## Given request
Below are records to transcribe exactly, without their pictures.

## Records

** START **

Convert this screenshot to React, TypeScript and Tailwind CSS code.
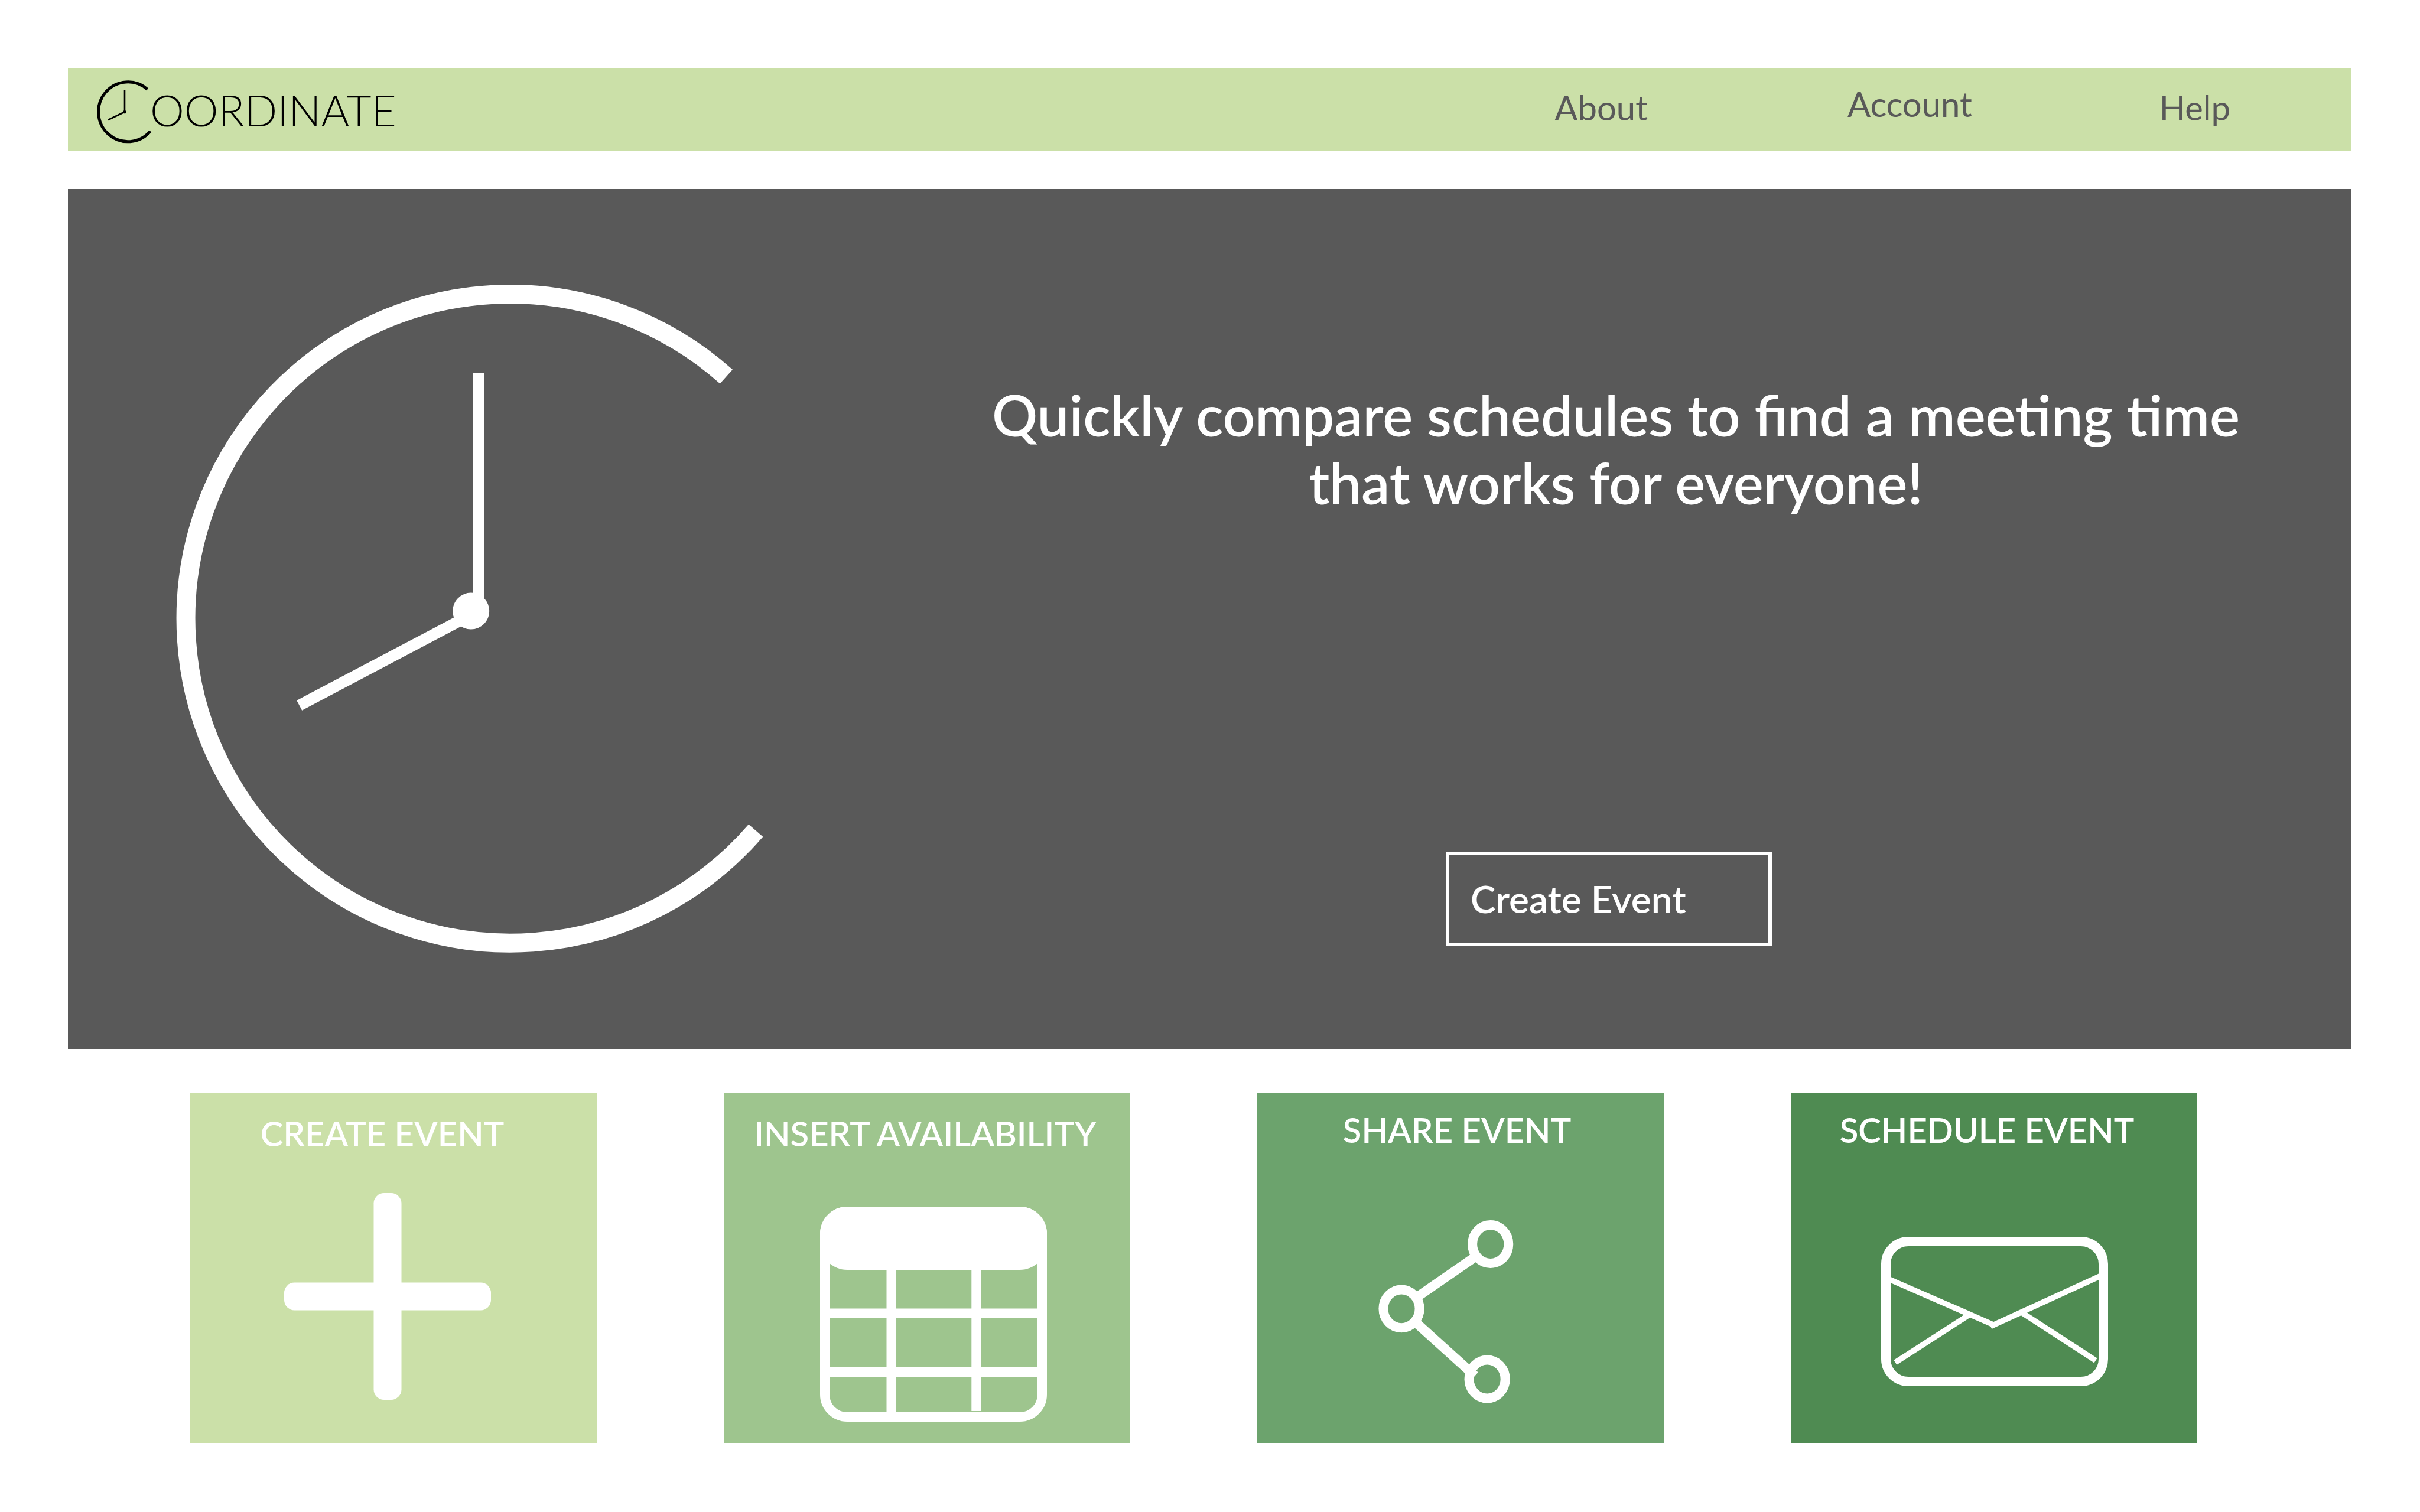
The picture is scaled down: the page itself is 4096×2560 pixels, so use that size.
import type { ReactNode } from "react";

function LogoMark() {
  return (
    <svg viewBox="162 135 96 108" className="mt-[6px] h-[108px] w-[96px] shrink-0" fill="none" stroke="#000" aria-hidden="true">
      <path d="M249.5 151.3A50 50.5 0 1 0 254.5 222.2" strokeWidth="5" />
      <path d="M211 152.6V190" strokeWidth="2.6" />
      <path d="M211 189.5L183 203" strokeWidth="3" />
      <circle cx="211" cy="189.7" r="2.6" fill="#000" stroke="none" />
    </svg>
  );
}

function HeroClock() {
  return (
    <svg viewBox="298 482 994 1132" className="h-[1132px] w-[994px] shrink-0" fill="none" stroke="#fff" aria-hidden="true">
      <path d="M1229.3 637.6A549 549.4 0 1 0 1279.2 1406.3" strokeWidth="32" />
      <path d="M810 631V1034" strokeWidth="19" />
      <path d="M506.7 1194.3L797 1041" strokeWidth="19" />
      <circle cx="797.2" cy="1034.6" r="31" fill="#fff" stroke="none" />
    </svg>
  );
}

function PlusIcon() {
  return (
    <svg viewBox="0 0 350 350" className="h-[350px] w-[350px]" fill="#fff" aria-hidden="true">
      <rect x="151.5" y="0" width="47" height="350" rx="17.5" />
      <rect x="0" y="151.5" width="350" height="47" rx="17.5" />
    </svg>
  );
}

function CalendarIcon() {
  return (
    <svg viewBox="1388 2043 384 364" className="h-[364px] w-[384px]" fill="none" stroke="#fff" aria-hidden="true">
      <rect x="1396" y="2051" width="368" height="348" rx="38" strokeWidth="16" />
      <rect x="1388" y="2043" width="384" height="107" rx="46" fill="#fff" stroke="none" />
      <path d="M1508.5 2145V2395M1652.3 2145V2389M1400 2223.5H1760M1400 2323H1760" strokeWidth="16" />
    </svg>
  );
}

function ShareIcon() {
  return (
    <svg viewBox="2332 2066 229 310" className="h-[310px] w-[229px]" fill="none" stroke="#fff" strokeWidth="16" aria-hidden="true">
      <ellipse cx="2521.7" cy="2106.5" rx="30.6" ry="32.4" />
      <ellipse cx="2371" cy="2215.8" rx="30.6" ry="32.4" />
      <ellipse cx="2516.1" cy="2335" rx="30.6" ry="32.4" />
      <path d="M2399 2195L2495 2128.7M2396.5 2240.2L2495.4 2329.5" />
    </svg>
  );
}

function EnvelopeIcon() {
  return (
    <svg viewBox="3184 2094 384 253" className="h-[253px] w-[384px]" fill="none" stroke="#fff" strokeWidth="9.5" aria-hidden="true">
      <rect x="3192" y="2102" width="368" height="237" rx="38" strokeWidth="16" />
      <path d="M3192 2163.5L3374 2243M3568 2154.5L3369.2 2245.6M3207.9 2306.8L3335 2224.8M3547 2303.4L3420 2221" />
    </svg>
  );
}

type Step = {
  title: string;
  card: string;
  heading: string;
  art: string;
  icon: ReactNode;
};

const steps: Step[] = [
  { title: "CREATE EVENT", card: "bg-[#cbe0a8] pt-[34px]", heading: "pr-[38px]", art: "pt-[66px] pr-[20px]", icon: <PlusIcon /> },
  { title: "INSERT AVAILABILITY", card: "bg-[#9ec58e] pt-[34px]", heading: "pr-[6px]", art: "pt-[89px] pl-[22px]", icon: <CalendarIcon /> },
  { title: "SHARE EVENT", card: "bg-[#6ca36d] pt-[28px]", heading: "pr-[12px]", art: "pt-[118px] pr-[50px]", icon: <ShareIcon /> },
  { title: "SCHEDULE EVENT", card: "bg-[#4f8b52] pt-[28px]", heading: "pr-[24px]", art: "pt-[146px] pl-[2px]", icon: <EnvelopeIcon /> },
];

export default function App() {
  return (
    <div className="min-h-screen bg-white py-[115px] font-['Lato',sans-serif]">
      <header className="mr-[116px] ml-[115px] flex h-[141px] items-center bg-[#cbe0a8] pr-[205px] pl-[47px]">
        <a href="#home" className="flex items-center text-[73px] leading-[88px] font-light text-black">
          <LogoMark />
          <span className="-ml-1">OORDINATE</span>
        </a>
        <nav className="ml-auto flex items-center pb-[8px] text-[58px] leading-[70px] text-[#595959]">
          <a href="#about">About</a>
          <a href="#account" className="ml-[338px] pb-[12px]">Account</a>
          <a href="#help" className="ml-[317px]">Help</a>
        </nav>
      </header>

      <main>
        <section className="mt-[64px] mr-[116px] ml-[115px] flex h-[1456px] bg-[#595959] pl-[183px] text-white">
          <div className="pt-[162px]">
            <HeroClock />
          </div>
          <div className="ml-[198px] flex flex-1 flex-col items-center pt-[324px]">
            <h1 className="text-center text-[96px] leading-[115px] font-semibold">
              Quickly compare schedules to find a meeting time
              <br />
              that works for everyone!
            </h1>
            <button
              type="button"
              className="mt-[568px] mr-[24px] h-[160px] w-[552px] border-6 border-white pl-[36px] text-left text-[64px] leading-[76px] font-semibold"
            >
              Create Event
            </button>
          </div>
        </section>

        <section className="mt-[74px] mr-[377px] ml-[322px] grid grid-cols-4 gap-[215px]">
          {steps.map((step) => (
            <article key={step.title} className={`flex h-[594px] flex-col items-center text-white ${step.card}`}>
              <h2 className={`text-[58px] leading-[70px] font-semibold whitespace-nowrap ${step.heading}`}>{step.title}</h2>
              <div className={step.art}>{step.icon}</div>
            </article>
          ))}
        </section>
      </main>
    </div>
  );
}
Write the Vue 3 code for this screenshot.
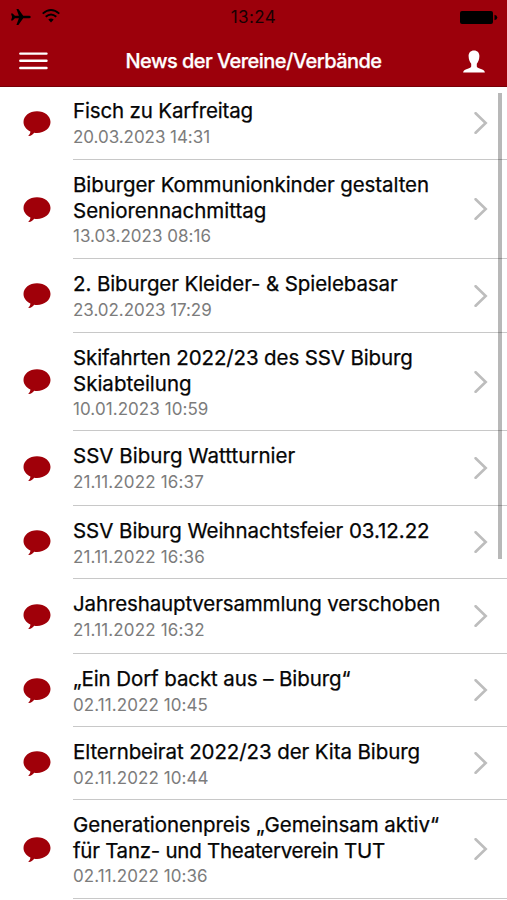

** END **

## Task result
Convert this screenshot to React, TypeScript and Tailwind CSS code.
The picture is scaled down: the page itself is 4096×2560 pixels, so use that size.
import type { ReactNode } from "react";

function LogoMark() {
  return (
    <svg viewBox="162 135 96 108" className="mt-[6px] h-[108px] w-[96px] shrink-0" fill="none" stroke="#000" aria-hidden="true">
      <path d="M249.5 151.3A50 50.5 0 1 0 254.5 222.2" strokeWidth="5" />
      <path d="M211 152.6V190" strokeWidth="2.6" />
      <path d="M211 189.5L183 203" strokeWidth="3" />
      <circle cx="211" cy="189.7" r="2.6" fill="#000" stroke="none" />
    </svg>
  );
}

function HeroClock() {
  return (
    <svg viewBox="298 482 994 1132" className="h-[1132px] w-[994px] shrink-0" fill="none" stroke="#fff" aria-hidden="true">
      <path d="M1229.3 637.6A549 549.4 0 1 0 1279.2 1406.3" strokeWidth="32" />
      <path d="M810 631V1034" strokeWidth="19" />
      <path d="M506.7 1194.3L797 1041" strokeWidth="19" />
      <circle cx="797.2" cy="1034.6" r="31" fill="#fff" stroke="none" />
    </svg>
  );
}

function PlusIcon() {
  return (
    <svg viewBox="0 0 350 350" className="h-[350px] w-[350px]" fill="#fff" aria-hidden="true">
      <rect x="151.5" y="0" width="47" height="350" rx="17.5" />
      <rect x="0" y="151.5" width="350" height="47" rx="17.5" />
    </svg>
  );
}

function CalendarIcon() {
  return (
    <svg viewBox="1388 2043 384 364" className="h-[364px] w-[384px]" fill="none" stroke="#fff" aria-hidden="true">
      <rect x="1396" y="2051" width="368" height="348" rx="38" strokeWidth="16" />
      <rect x="1388" y="2043" width="384" height="107" rx="46" fill="#fff" stroke="none" />
      <path d="M1508.5 2145V2395M1652.3 2145V2389M1400 2223.5H1760M1400 2323H1760" strokeWidth="16" />
    </svg>
  );
}

function ShareIcon() {
  return (
    <svg viewBox="2332 2066 229 310" className="h-[310px] w-[229px]" fill="none" stroke="#fff" strokeWidth="16" aria-hidden="true">
      <ellipse cx="2521.7" cy="2106.5" rx="30.6" ry="32.4" />
      <ellipse cx="2371" cy="2215.8" rx="30.6" ry="32.4" />
      <ellipse cx="2516.1" cy="2335" rx="30.6" ry="32.4" />
      <path d="M2399 2195L2495 2128.7M2396.5 2240.2L2495.4 2329.5" />
    </svg>
  );
}

function EnvelopeIcon() {
  return (
    <svg viewBox="3184 2094 384 253" className="h-[253px] w-[384px]" fill="none" stroke="#fff" strokeWidth="9.5" aria-hidden="true">
      <rect x="3192" y="2102" width="368" height="237" rx="38" strokeWidth="16" />
      <path d="M3192 2163.5L3374 2243M3568 2154.5L3369.2 2245.6M3207.9 2306.8L3335 2224.8M3547 2303.4L3420 2221" />
    </svg>
  );
}

type Step = {
  title: string;
  card: string;
  heading: string;
  art: string;
  icon: ReactNode;
};

const steps: Step[] = [
  { title: "CREATE EVENT", card: "bg-[#cbe0a8] pt-[34px]", heading: "pr-[38px]", art: "pt-[66px] pr-[20px]", icon: <PlusIcon /> },
  { title: "INSERT AVAILABILITY", card: "bg-[#9ec58e] pt-[34px]", heading: "pr-[6px]", art: "pt-[89px] pl-[22px]", icon: <CalendarIcon /> },
  { title: "SHARE EVENT", card: "bg-[#6ca36d] pt-[28px]", heading: "pr-[12px]", art: "pt-[118px] pr-[50px]", icon: <ShareIcon /> },
  { title: "SCHEDULE EVENT", card: "bg-[#4f8b52] pt-[28px]", heading: "pr-[24px]", art: "pt-[146px] pl-[2px]", icon: <EnvelopeIcon /> },
];

export default function App() {
  return (
    <div className="min-h-screen bg-white py-[115px] font-['Lato',sans-serif]">
      <header className="mr-[116px] ml-[115px] flex h-[141px] items-center bg-[#cbe0a8] pr-[205px] pl-[47px]">
        <a href="#home" className="flex items-center text-[73px] leading-[88px] font-light text-black">
          <LogoMark />
          <span className="-ml-1">OORDINATE</span>
        </a>
        <nav className="ml-auto flex items-center pb-[8px] text-[58px] leading-[70px] text-[#595959]">
          <a href="#about">About</a>
          <a href="#account" className="ml-[338px] pb-[12px]">Account</a>
          <a href="#help" className="ml-[317px]">Help</a>
        </nav>
      </header>

      <main>
        <section className="mt-[64px] mr-[116px] ml-[115px] flex h-[1456px] bg-[#595959] pl-[183px] text-white">
          <div className="pt-[162px]">
            <HeroClock />
          </div>
          <div className="ml-[198px] flex flex-1 flex-col items-center pt-[324px]">
            <h1 className="text-center text-[96px] leading-[115px] font-semibold">
              Quickly compare schedules to find a meeting time
              <br />
              that works for everyone!
            </h1>
            <button
              type="button"
              className="mt-[568px] mr-[24px] h-[160px] w-[552px] border-6 border-white pl-[36px] text-left text-[64px] leading-[76px] font-semibold"
            >
              Create Event
            </button>
          </div>
        </section>

        <section className="mt-[74px] mr-[377px] ml-[322px] grid grid-cols-4 gap-[215px]">
          {steps.map((step) => (
            <article key={step.title} className={`flex h-[594px] flex-col items-center text-white ${step.card}`}>
              <h2 className={`text-[58px] leading-[70px] font-semibold whitespace-nowrap ${step.heading}`}>{step.title}</h2>
              <div className={step.art}>{step.icon}</div>
            </article>
          ))}
        </section>
      </main>
    </div>
  );
}
Write the Vue 3 code for this screenshot.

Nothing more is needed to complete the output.